The case was ultimately dismissed.

Grimm also told the Advance that the racist comment Williams claimed to have heard was never uttered.

“It’s absurd,” Grimm explained. “At the point when he claimed I said [those words], I was the only white person there. It doesn’t make sense. I didn’t say anything once the police got there.”

But according to Grimm’s account, he didn’t need to call police at all. Despite being outnumbered four to one, he successfully fought off the nightclub attackers, Grimm told the Advance, adding that when the dust settled, three of his opponents “were on the floor.” The fourth fled, he said.

Grimm responded to DeBlasio by saying that he isn’t going to make the reports about the 1999 club incident public, claiming that the Public Advocate’s request for them was “nothing more than political grandstanding.”

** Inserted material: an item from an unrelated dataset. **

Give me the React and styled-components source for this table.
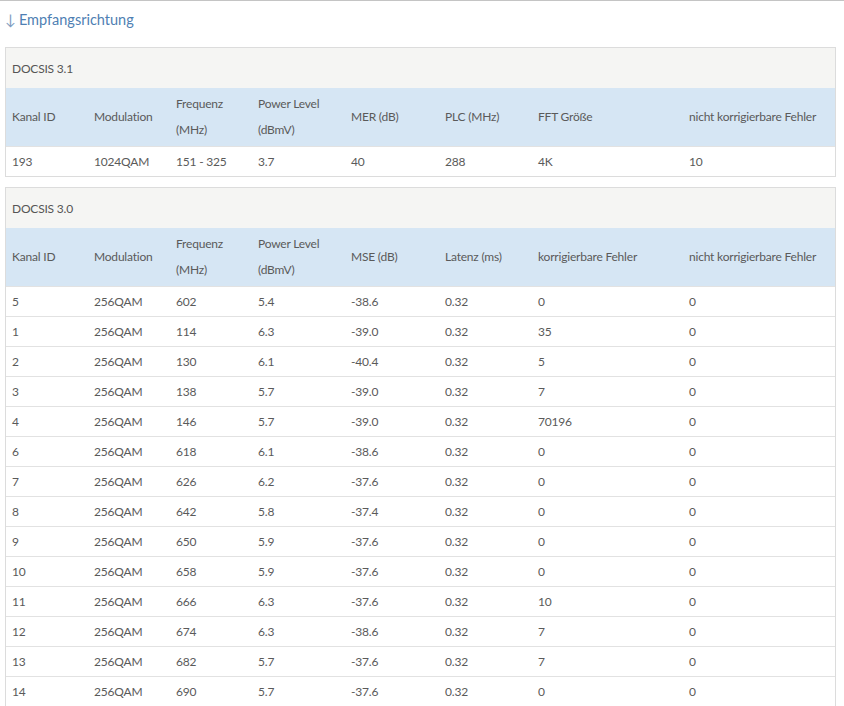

“DeBlasio’s cry for the truth is as disengenuous and as baseless as the disgraced police officer who originally made the false allegations and who was formally reprimanded,” Grimm charged. “This incident was fully investigated and I was cleared of all of the ridiculous and absurd allegations. To further entertain this partisan attack on my exemplary career and service to this great nation would be to give [the allegations] credence, of which it deserves none.”